MODEL BUILDING #2: ALL FEATURES (WITH OUTLIERS)
In the second model building experiment, we used the cleaned dataset that included the outliers. In this experiment, we used every single variable that we previously engineered. In other words, we did not select a subset of the variables based on their clustering power.
We followed the same process in this model building stage. First, we used the elbow graph and silhouette score to determine that the optimal number of clusters for this dataset was 2. With that in mind, we developed and executed the following clustering algorithms: (1) K-Means Clustering, (2) Agglomerative Clustering, (3) DBSCAN, (4) OPTICS, and (5) Mean Shift. We tuned and optimized the relevant hyperparameters, wherever applicable (for eg: epsilon in DBSCAN and linkages in Agglomerative Clustering).
Finally, we compared the results of the different models and concluded that all the algorithms performed similarly in clustering the customers. However, an important point to note is that the resulting clusters from the second model building experiment were not as meaningful or significant as the resulting clusters from the first model building experiment. This conclusion is consistent with our initial assumption that outliers distort the clustering power of machine learning algorithms.
MODEL BUILDING #3: MICROSOFT AZURE’S MACHINE LEARNING STUDIO
In the third model building phase, we replicated a part of the first model building phase on Microsoft Azure’s Machine Learning Studio. More specifically, we created the K-Means Clustering algorithm using Azure ML with the cleaned dataset that excluded outliers and included all the variables.
In this experiment, we segmented the customers into 3 distinct clusters, as we previously determined that the optimal number of clusters using this dataset is 3.
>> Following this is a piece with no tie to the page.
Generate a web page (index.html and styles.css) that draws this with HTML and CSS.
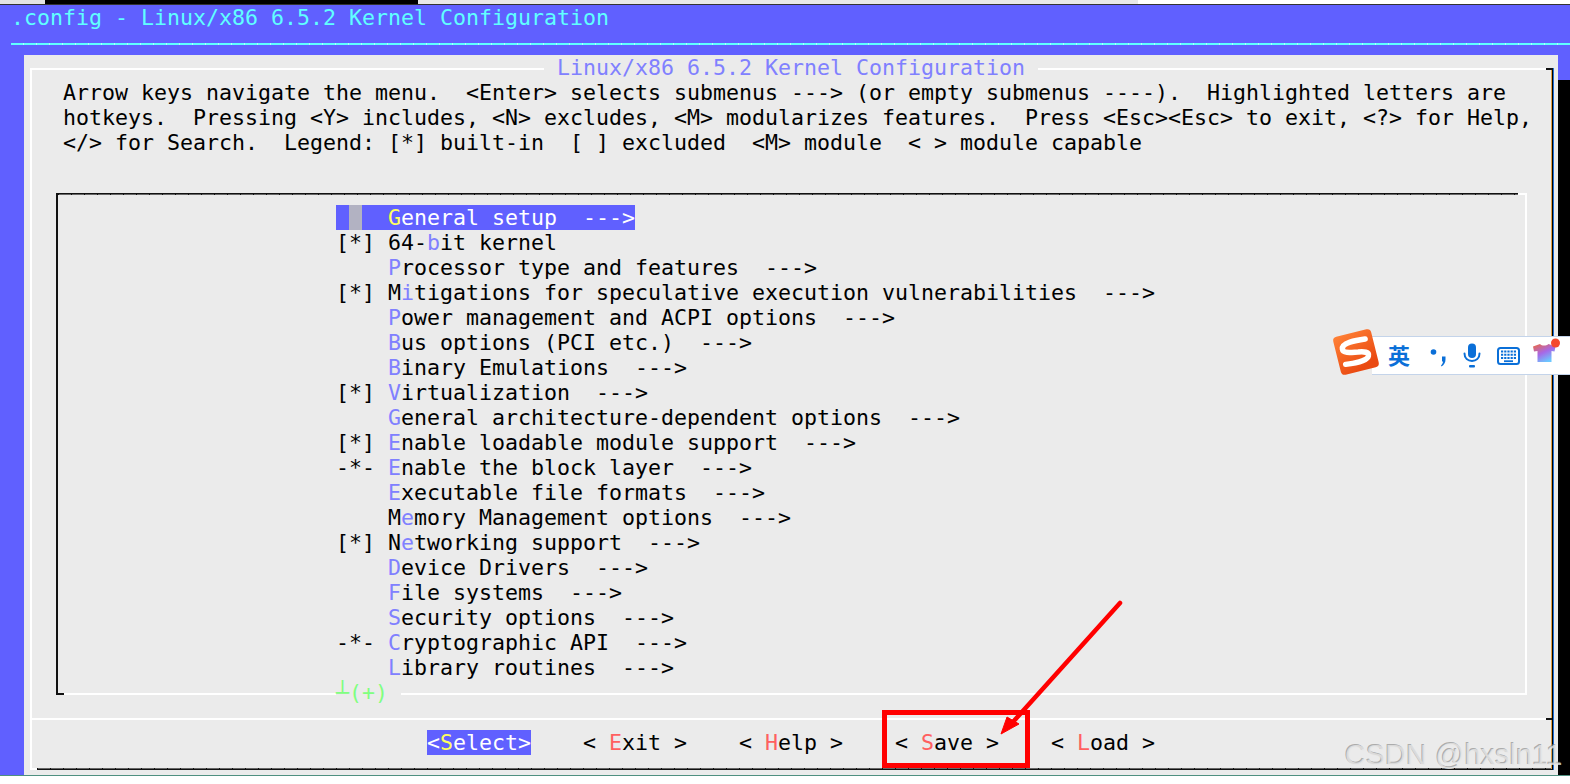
FILE: index.html
```html
<!DOCTYPE html>
<html lang="en">
<head>
<meta charset="utf-8">
<title>Linux/x86 6.5.2 Kernel Configuration</title>
<link rel="stylesheet" href="styles.css">
</head>
<body>
<div class="app">
  <div class="tabstrip">
    <div class="tab-gray-left"></div>
    <div class="tab-black"></div>
    <div class="tab-gray-right"></div>
    <div class="tab-white"></div>
  </div>
  <div class="screen">
    <div class="title">.config - Linux/x86 6.5.2 Kernel Configuration</div>
    <div class="rule"></div>
    <div class="row">
      <div class="dialog">
        <div class="frame">
          <div class="legend"> Linux/x86 6.5.2 Kernel Configuration </div>
          <div class="help">Arrow keys navigate the menu.  &lt;Enter&gt; selects submenus ---&gt; (or empty submenus ----).  Highlighted letters are
hotkeys.  Pressing &lt;Y&gt; includes, &lt;N&gt; excludes, &lt;M&gt; modularizes features.  Press &lt;Esc&gt;&lt;Esc&gt; to exit, &lt;?&gt; for Help,
&lt;/&gt; for Search.  Legend: [*] built-in  [ ] excluded  &lt;M&gt; module  &lt; &gt; module capable</div>
          <div class="menubox">
            <div class="item selected"> <span class="cursor"> </span>  <span class="hk-sel">G</span>eneral setup  ---&gt;</div>
            <div class="item">[*] 64-<span class="hk">b</span>it kernel</div>
            <div class="item">    <span class="hk">P</span>rocessor type and features  ---&gt;</div>
            <div class="item">[*] M<span class="hk">i</span>tigations for speculative execution vulnerabilities  ---&gt;</div>
            <div class="item">    <span class="hk">P</span>ower management and ACPI options  ---&gt;</div>
            <div class="item">    <span class="hk">B</span>us options (PCI etc.)  ---&gt;</div>
            <div class="item">    <span class="hk">B</span>inary Emulations  ---&gt;</div>
            <div class="item">[*] <span class="hk">V</span>irtualization  ---&gt;</div>
            <div class="item">    <span class="hk">G</span>eneral architecture-dependent options  ---&gt;</div>
            <div class="item">[*] <span class="hk">E</span>nable loadable module support  ---&gt;</div>
            <div class="item">-*- <span class="hk">E</span>nable the block layer  ---&gt;</div>
            <div class="item">    <span class="hk">E</span>xecutable file formats  ---&gt;</div>
            <div class="item">    M<span class="hk">e</span>mory Management options  ---&gt;</div>
            <div class="item">[*] N<span class="hk">e</span>tworking support  ---&gt;</div>
            <div class="item">    <span class="hk">D</span>evice Drivers  ---&gt;</div>
            <div class="item">    <span class="hk">F</span>ile systems  ---&gt;</div>
            <div class="item">    <span class="hk">S</span>ecurity options  ---&gt;</div>
            <div class="item">-*- <span class="hk">C</span>ryptographic API  ---&gt;</div>
            <div class="item">    <span class="hk">L</span>ibrary routines  ---&gt;</div>
            <div class="more">┴(+) </div>
          </div>
          <div class="separator"></div>
          <div class="buttons">
            <div class="btn btn-active">&lt;<span class="hk-sel">S</span>elect&gt;</div>
            <div class="btn">&lt; <span class="hk-btn">E</span>xit &gt;</div>
            <div class="btn">&lt; <span class="hk-btn">H</span>elp &gt;</div>
            <div class="btn">&lt; <span class="hk-btn">S</span>ave &gt;</div>
            <div class="btn">&lt; <span class="hk-btn">L</span>oad &gt;</div>
          </div>
        </div>
      </div>
      <div class="void"></div>
    </div>
  </div>
  <div class="footer"></div>

  <div class="ime">
    <svg class="ime-logo" width="52" height="52" viewBox="0 0 52 52" aria-hidden="true">
      <defs>
        <linearGradient id="logoFill" x1="0" y1="0" x2="0.4" y2="1">
          <stop offset="0" stop-color="#ff8136"/>
          <stop offset="1" stop-color="#ea4a12"/>
        </linearGradient>
      </defs>
      <g transform="rotate(-14 26 26)">
        <rect x="6.500" y="6.500" width="39" height="39" rx="4" fill="url(#logoFill)"/>
        <path d="M38 15.500C29 14.500 14 13.500 13.500 20C13 25 24 25.500 28 26.500C34 27.500 39 29 37 33C34.500 37.500 20 36.500 13 35.500" fill="none" stroke="#fff" stroke-width="5.500" stroke-linecap="round"/>
      </g>
    </svg>
    <span class="ime-lang">英</span>
    <svg class="ime-punct" width="16" height="20" viewBox="0 0 16 20" aria-hidden="true">
      <circle cx="3.500" cy="5" r="2.800" fill="#0a6fd8"/>
      <path d="M12 9.500h3.500v3C15.500 15.500 14 18 11.500 19.500L11 18.500C12.300 17.300 13 16 13 14.500h-1z" fill="#0a6fd8"/>
    </svg>
    <svg class="ime-mic" width="18" height="25" viewBox="0 0 18 25" aria-hidden="true">
      <rect x="5" y="0.500" width="8" height="14.500" rx="4" fill="#0a6fd8"/>
      <path d="M1.500 10.500C1.500 15.500 5 18 9 18s7.500-2.500 7.500-7.500" fill="none" stroke="#0a6fd8" stroke-width="2" stroke-linecap="round"/>
      <rect x="6" y="22" width="6" height="2.500" rx="1" fill="#0a6fd8"/>
    </svg>
    <svg class="ime-keys" width="23" height="18" viewBox="0 0 23 18" aria-hidden="true">
      <rect x="1" y="1" width="21" height="16" rx="2.500" fill="none" stroke="#0a6fd8" stroke-width="2"/>
      <path d="M4 4.500h15M4 7.800h15M4 11h15" stroke="#0a6fd8" stroke-width="2" stroke-dasharray="2.200 1"/>
      <path d="M7 14.200h9" stroke="#0a6fd8" stroke-width="1.800"/>
    </svg>
    <svg class="ime-shirt" width="30" height="30" viewBox="0 0 30 30" aria-hidden="true">
      <defs>
        <linearGradient id="shirtFill" x1="0" y1="0" x2="0.6" y2="1">
          <stop offset="0" stop-color="#f0683a"/>
          <stop offset="0.55" stop-color="#a668e8"/>
          <stop offset="1" stop-color="#6cc8ff"/>
        </linearGradient>
      </defs>
      <path d="M1 8.500L8 6C10 8 14 8 16.500 6L23.500 8.500L22.500 13.500L19.500 13V24H5.500V13L2 13.500z" fill="url(#shirtFill)"/>
      <circle cx="23.500" cy="5" r="4.500" fill="#f4492e"/>
    </svg>
  </div>

  <div class="callout-box"></div>
  <svg class="callout-arrow" width="140" height="150" viewBox="0 0 140 150" aria-hidden="true">
    <path d="M130 8L22 128" stroke="#ff0000" stroke-width="4.500" stroke-linecap="round" fill="none"/>
    <path d="M11 139L17 122L29 129z" fill="#ff0000" stroke="#ff0000" stroke-width="1"/>
  </svg>
  <div class="watermark">CSDN @hxsln11</div>
</div>
</body>
</html>
```
FILE: styles.css
```css
* { box-sizing: border-box; }

html, body {
  margin: 0;
  padding: 0;
  background: #fff;
}

.app {
  position: relative;
  width: 1570px;
  height: 784px;
  overflow: hidden;
  font-family: "DejaVu Sans Mono", "Liberation Mono", monospace;
  font-size: 21.6px;
  line-height: 25px;
  color: #000;
}

.title, .legend, .help, .item, .more, .btn { white-space: pre; }

/* window chrome sliver above the terminal */
.tabstrip {
  display: flex;
  height: 5px;
  border-bottom: 1px solid #333;
}
.tab-gray-left { width: 45px; background: #e4e4e4; }
.tab-black { width: 373px; background: #000; }
.tab-gray-right { width: 720px; background: #e8e8e8; }
.tab-white { flex: 1; background: #fff; }

.screen {
  height: 770px;
  background: #6060ff;
  display: flex;
  flex-direction: column;
}

.title {
  height: 25px;
  padding-left: 11px;
  color: #60ffff;
}

.rule {
  height: 2px;
  margin: 13px 0 10px 11px;
  background: repeating-linear-gradient(90deg, #60ffff 0 12px, #b0ffff 12px 13px);
}

.row {
  flex: 1;
  display: flex;
  min-height: 0;
}

.dialog {
  width: 1534px;
  margin-left: 24px;
  padding: 13px 5px 5px 6px;
  background: #ebebeb;
}

.frame {
  position: relative;
  height: 702px;
  padding-top: 10px;
  border-top: 2px solid #fff;
  border-left: 2px solid #fff;
  border-right: 1px solid #000;
  border-bottom: 1px solid #111;
  background: repeating-linear-gradient(90deg, #111 0 1px, #666 1px 13px) 5px 100% / calc(100% - 5px) 1px no-repeat;
  box-shadow: inset -1px 0 0 #e2a24a, 1px 0 0 #1f6fd6;
}
.frame::before {
  content: "";
  position: absolute;
  top: -2px;
  right: -1px;
  width: 7px;
  height: 2px;
  background: #111;
}
.frame::after {
  content: "";
  position: absolute;
  bottom: -1px;
  left: -2px;
  width: 7px;
  height: 2px;
  background: #fff;
}

.legend {
  position: absolute;
  top: -15px;
  left: 512px;
  padding: 0;
  background: #ebebeb;
  color: #8080ff;
}

.help {
  height: 75px;
  padding-left: 31px;
}

.menubox {
  position: relative;
  width: 1471px;
  height: 502px;
  margin: 38px 0 0 24px;
  padding: 11px 0 13px 278px;
  border-top: 1px solid #111;
  border-left: 2px solid #111;
  border-right: 2px solid #fff;
  border-bottom: 2px solid #fff;
  background: repeating-linear-gradient(90deg, #111 0 1px, #666 1px 13px) 0 0 / calc(100% - 7px) 1px no-repeat;
}
.menubox::before {
  content: "";
  position: absolute;
  top: -1px;
  right: -2px;
  width: 9px;
  height: 2px;
  background: #fff;
}
.menubox::after {
  content: "";
  position: absolute;
  bottom: -2px;
  left: -2px;
  width: 8px;
  height: 2px;
  background: #111;
}

.item { height: 25px; }

.selected {
  width: fit-content;
  background: #6060ff;
  color: #fff;
}

.cursor { background: #b2b2c2; }

.hk { color: #8080ff; }
.hk-sel { color: #ffff60; }
.hk-btn { color: #ff6060; }

.more {
  position: absolute;
  top: 486px;
  left: 278px;
  background: #ebebeb;
  color: #80ff80;
}

.separator {
  position: relative;
  height: 2px;
  margin-top: 23px;
  background: #fff;
}
.separator::after {
  content: "";
  position: absolute;
  top: 0;
  right: 0;
  width: 6px;
  height: 2px;
  background: #111;
}

.buttons {
  display: flex;
  gap: 52px;
  padding: 10px 0 0 395px;
}
.btn { width: 104px; height: 25px; }
.btn-active {
  background: #6060ff;
  color: #fff;
}

.void {
  flex: 1;
  margin-top: 25px;
  background: #000;
}

.footer {
  height: 1px;
  background: #4f9080;
}

/* input method toolbar floating over the terminal */
.ime {
  position: absolute;
  top: 336px;
  left: 1372px;
  width: 198px;
  height: 39px;
  display: flex;
  align-items: center;
  background: #fff;
  border-top: 1px solid #c4d4ea;
  border-bottom: 1px solid #c4d4ea;
  font-family: "Noto Sans CJK SC", sans-serif;
}
.ime-logo {
  position: absolute;
  top: -11px;
  left: -42px;
}
.ime-lang {
  margin: -4px 0 0 16px;
  font-size: 22px;
  font-weight: 700;
  line-height: 24px;
  color: #0a6fd8;
}
.ime-punct { margin: 2px 0 0 20px; }
.ime-mic { margin: 0 0 0 17px; }
.ime-keys { margin: 1px 0 0 16px; }
.ime-shirt { position: absolute; top: 1px; left: 160px; }

.callout-box {
  position: absolute;
  top: 710px;
  left: 882px;
  width: 148px;
  height: 58px;
  border: 5px solid #ff0000;
}

.callout-arrow {
  position: absolute;
  top: 595px;
  left: 990px;
}

.watermark {
  position: absolute;
  top: 737px;
  left: 1345px;
  font-family: "Liberation Sans", Arial, sans-serif;
  font-size: 29px;
  line-height: 36px;
  color: rgba(232, 232, 232, 0.8);
  text-shadow: -1px -1px 0 rgba(130, 130, 130, 0.6);
}
```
While evaluating the results of this clustering algorithm, we concluded that this algorithm performed well, but it did not outperform the custom models that we created in the first model building phase. Since the first model building experiment produced the best results, we decided to iteratively improve its performance in the next phase.
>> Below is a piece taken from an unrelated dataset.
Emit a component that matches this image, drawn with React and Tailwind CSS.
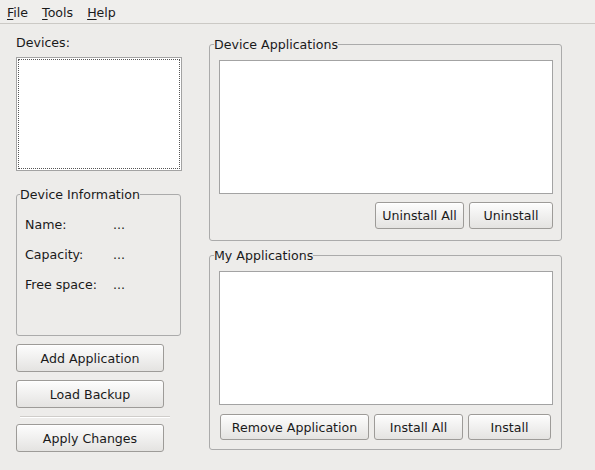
import React from "react";

const font = { fontFamily: "'DejaVu Sans', 'Liberation Sans', sans-serif" };

const Button = ({ children, className = "" }) => (
  <button
    className={`flex items-center justify-center rounded-[3px] border border-[#9d9b98] bg-gradient-to-b from-[#fdfdfd] to-[#e4e3e1] text-[12.6px] leading-[15px] text-[#1a1a1a] shadow-[inset_0_1px_0_#ffffff] ${className}`}
  >
    {children}
  </button>
);

const ListBox = ({ className = "" }) => (
  <div className={`border border-[#a3a3a3] bg-white ${className}`} />
);

const Frame = ({ title, className = "", children }) => (
  <fieldset
    className={`m-0 min-w-0 rounded-[3px] border border-[#ababab] pl-[4px] pr-[8px] pb-0 pt-0 ${className}`}
  >
    <legend className="px-0 text-[12.6px] leading-[15px] text-[#1a1a1a]">{title}</legend>
    {children}
  </fieldset>
);

const MenuItem = ({ first, rest }) => (
  <span className="text-[12.6px] leading-[15px] text-[#1a1a1a]">
    <span className="underline underline-offset-2">{first}</span>
    {rest}
  </span>
);

const App = () => {
  const info = [
    ["Name:", "..."],
    ["Capacity:", "..."],
    ["Free space:", "..."],
  ];

  return (
    <div className="h-[470px] w-[595px] overflow-hidden bg-[#edecea]" style={font}>
      {/* Menu bar */}
      <div className="flex h-[24px] items-center gap-[14px] border-b border-[#cbc9c5] bg-[#efeeec] pl-[7px] pt-[1px]">
        <MenuItem first="F" rest="ile" />
        <MenuItem first="T" rest="ools" />
        <MenuItem first="H" rest="elp" />
      </div>

      <div className="flex">
        {/* Left column */}
        <div className="ml-[16px] flex w-[166px] flex-col">
          <div className="mt-[11px] text-[12.6px] leading-[15px] text-[#1a1a1a]">Devices:</div>
          <div className="mt-[7px] h-[114px] border border-[#a3a3a3] bg-white p-[1px]">
            <div className="h-full w-full border border-dotted border-[#555]" />
          </div>

          <fieldset className="m-0 mt-[16px] h-[149px] w-[165px] min-w-0 rounded-[3px] border border-[#ababab] pb-0 pl-[3px] pr-0 pt-0">
            <legend className="px-0 text-[12.6px] leading-[15px] text-[#1a1a1a]">Device Information</legend>
            <div className="ml-[5px] mt-[15px] flex flex-col gap-[15px]">
              {info.map(([label, value]) => (
                <div key={label} className="flex text-[12.6px] leading-[15px] text-[#1a1a1a]">
                  <span className="w-[88px]">{label}</span>
                  <span>{value}</span>
                </div>
              ))}
            </div>
          </fieldset>

          <Button className="mt-[8px] h-[28px] w-[148px]">Add Application</Button>
          <Button className="mt-[8px] h-[28px] w-[148px]">Load Backup</Button>
          <div className="ml-[4px] mt-[8px] w-[150px] border-b border-t border-b-white border-t-[#cfcdca]" />
          <Button className="mt-[6px] h-[28px] w-[148px]">Apply Changes</Button>
        </div>

        {/* Right column */}
        <div className="ml-[27px] flex w-[353px] flex-col">
          <Frame title="Device Applications" className="mt-[13px] h-[204px]">
            <ListBox className="ml-[5px] mt-[8px] h-[134px]" />
            <div className="mt-[8px] flex justify-end gap-[5px]">
              <Button className="h-[27px] w-[89px]">Uninstall All</Button>
              <Button className="h-[27px] w-[84px]">Uninstall</Button>
            </div>
          </Frame>

          <Frame title="My Applications" className="mt-[7px] h-[202px]">
            <ListBox className="ml-[5px] mt-[8px] h-[134px]" />
            <div className="ml-[6px] mt-[9px] flex gap-[5px]">
              <Button className="h-[26px] w-[149px]">Remove Application</Button>
              <Button className="h-[26px] w-[89px]">Install All</Button>
              <Button className="h-[26px] w-[83px]">Install</Button>
            </div>
          </Frame>
        </div>
      </div>
    </div>
  );
};

export default App;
MODEL BUILDING #4: FEATURE SELECTION
In the final model building experiment, we improved the performance of the previous best models by implementing a feature selection process. The objective of this process was to use Principal Feature Analysis (PFA), which is a technique that is fundamentally based on Principal Component Analysis (PCA), to determine which variables had the highest clustering power. The ultimate goal was to eliminate the insignificant variables (noise) that did not add value to or negatively affected the clustering process.
The feature selection process helped reduce the dimensionality of the dataset to only include powerful variables such as Monetary, Recency, Frequency, Average Purchase Amount, and so forth.
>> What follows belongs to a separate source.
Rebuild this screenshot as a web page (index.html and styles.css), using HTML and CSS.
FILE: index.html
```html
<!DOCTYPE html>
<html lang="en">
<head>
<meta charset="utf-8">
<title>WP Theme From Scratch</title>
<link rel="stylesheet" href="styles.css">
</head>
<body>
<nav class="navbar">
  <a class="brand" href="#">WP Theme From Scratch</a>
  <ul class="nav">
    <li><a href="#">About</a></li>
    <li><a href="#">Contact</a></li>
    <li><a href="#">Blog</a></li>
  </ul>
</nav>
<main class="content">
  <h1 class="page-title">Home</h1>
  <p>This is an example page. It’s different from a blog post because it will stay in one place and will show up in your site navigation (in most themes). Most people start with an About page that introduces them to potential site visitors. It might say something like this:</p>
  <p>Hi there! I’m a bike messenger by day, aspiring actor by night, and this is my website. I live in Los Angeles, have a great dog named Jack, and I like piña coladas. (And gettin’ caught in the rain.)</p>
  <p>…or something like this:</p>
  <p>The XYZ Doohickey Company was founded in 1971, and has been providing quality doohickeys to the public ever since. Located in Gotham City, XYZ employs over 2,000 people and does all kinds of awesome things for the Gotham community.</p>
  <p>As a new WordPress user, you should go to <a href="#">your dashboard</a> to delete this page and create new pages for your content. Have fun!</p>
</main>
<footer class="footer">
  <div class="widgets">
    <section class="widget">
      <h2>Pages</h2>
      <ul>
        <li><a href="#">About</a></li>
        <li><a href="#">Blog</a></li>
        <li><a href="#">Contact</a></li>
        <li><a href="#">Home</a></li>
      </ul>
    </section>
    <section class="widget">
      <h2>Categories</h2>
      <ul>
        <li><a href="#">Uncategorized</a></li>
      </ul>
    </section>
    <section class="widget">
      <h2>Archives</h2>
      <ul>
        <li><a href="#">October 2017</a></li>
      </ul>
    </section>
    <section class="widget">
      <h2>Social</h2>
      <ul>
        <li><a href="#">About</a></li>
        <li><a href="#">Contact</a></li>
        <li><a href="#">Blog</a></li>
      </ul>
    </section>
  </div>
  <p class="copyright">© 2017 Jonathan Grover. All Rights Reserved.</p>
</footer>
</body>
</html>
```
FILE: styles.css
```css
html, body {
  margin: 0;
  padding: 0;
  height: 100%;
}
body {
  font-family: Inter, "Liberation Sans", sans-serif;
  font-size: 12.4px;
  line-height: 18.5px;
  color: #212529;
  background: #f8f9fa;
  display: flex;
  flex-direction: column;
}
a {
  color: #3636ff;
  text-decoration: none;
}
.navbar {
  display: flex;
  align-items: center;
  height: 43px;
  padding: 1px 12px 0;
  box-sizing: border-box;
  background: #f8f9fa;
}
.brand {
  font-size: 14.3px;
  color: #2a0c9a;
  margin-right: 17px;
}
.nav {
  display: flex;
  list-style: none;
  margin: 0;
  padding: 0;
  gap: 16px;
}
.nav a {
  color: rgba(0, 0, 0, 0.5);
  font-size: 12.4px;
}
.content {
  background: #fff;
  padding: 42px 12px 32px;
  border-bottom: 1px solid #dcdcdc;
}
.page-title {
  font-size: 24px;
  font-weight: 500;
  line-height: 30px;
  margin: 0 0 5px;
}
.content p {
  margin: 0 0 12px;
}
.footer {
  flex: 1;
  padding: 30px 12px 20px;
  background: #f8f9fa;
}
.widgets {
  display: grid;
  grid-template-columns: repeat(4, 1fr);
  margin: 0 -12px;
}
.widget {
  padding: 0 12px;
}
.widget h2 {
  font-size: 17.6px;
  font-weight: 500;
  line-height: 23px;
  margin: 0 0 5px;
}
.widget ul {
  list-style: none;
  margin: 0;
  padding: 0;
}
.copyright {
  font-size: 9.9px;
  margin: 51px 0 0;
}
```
Subsequently, we built the following clustering algorithms using the selected features with high clustering power: (1) K-Means Clustering, (2) Agglomerative Clustering, (3) DBSCAN, (4) OPTICS, and (5) Mean Shift. We tuned and optimized the relevant hyperparameters, wherever applicable (for eg: epsilon in DBSCAN and linkages in Agglomerative Clustering).
After the fourth model building experiment, we compared the resulting clusters of each model building experiment. We concluded that the clustering algorithms of the fourth model building phase produced the best results. More specifically, the feature selection process successfully selected significant variables that improved the clustering algorithms.
Within the fourth model building experiment, the K-Means algorithm yielded the best clusters. The resulting clusters had data points whose characteristics were similar to other data points within its own cluster but were different from the characteristics of the data points in other clusters.
At this stage, since we used the dataset without outliers to build the clusters, we had to assign the outliers into the most appropriate clusters.
RESULTING CLUSTERS AND INSIGHTS
After creating the final clusters, we created an output dataset that assigned each customer into a specific cluster. The customers were segmented into three different clusters: Cluster 0, Cluster 1, and Cluster 2. Figure 7 below shows a sample of the output dataset with a few variables and the assignment of clusters (please note that the data has been changed for privacy reasons).
The following visualizations demonstrate the characteristics of the different clusters. These visualizations showcase that the clustering algorithm was successful in distinguishing customers into meaningful segments.
The insights from Figure 8 are as follows:
Customers in Cluster 1 tend to be high spending customers
Customers in Cluster 2 tend to be low spending customers
Customers in Cluster 0 tend to be low-to-medium spending customers
The insights from Figure 9 are as follows:
Customers in Cluster 1 have a low number of days since their last purchase (recent customers)
Customers in Cluster 2 have a high number of days since their last purchase (non-recent customers)
Customers in Cluster 2 have a low-to-medium number of days since their last purchase (semi-recent customers)
The insights from Figure 10 are as follows:
Customers in Cluster 1 purchase a high variety of products
Customers in Cluster 2 purchase a low variety of products
Customers in Cluster 0 purchase a low-to-medium variety of products
The insights from Figure 11 are as follows:
Customers in Cluster 1 are frequent buyers (high frequency of purchases)
Customers in Cluster 2 are infrequent buyers (low frequency of purchases)
Customers in Cluster 0 are relatively infrequent buyers (low-to-medium frequency of purchases)
A summary of the resulting clusters’ characteristics is given in Figure 12 below:
Another visualization that showcases the distinction between the three clusters is given in Figure 13 below. Since we are only able to view data in three-dimensions at the most, we decided to pick three variables (RFM) to visualize how the customers in different clusters vary from each other.
This Figure showcases the three different clusters:
Cluster 0 (Purple): Low-to-Medium Monetary, Low-to-Medium Recency (Semi-Recent), and Low-to-Medium Frequency (Relatively infrequent)
Cluster 1 (Blue): High Monetary, Low Recency (Recent), and High Frequency (Frequent)
Cluster 2 (Yellow): Low Monetary, High Recency (Non-Recent), and Low Frequency (Infrequent)
BUSINESS INTELLIGENCE DASHBOARD
After segmenting the customers into different clusters, we also provided the company with a dashboarding and reporting solution (made in PowerBI) that visualized key characteristics of each company and each cluster. This interactive dashboard allowed the company to ingest valuable information and answer key questions about specific customers and specific clusters.
In essence, we helped the company segment its customers into meaningful clusters using merely transactional data. A future step with this company will be to revisit the clustering process once they collect customer-specific data. We have seen that the companies in Cluster 1 are high-priority customers, whereas the companies in Cluster 2 are low-priority customers.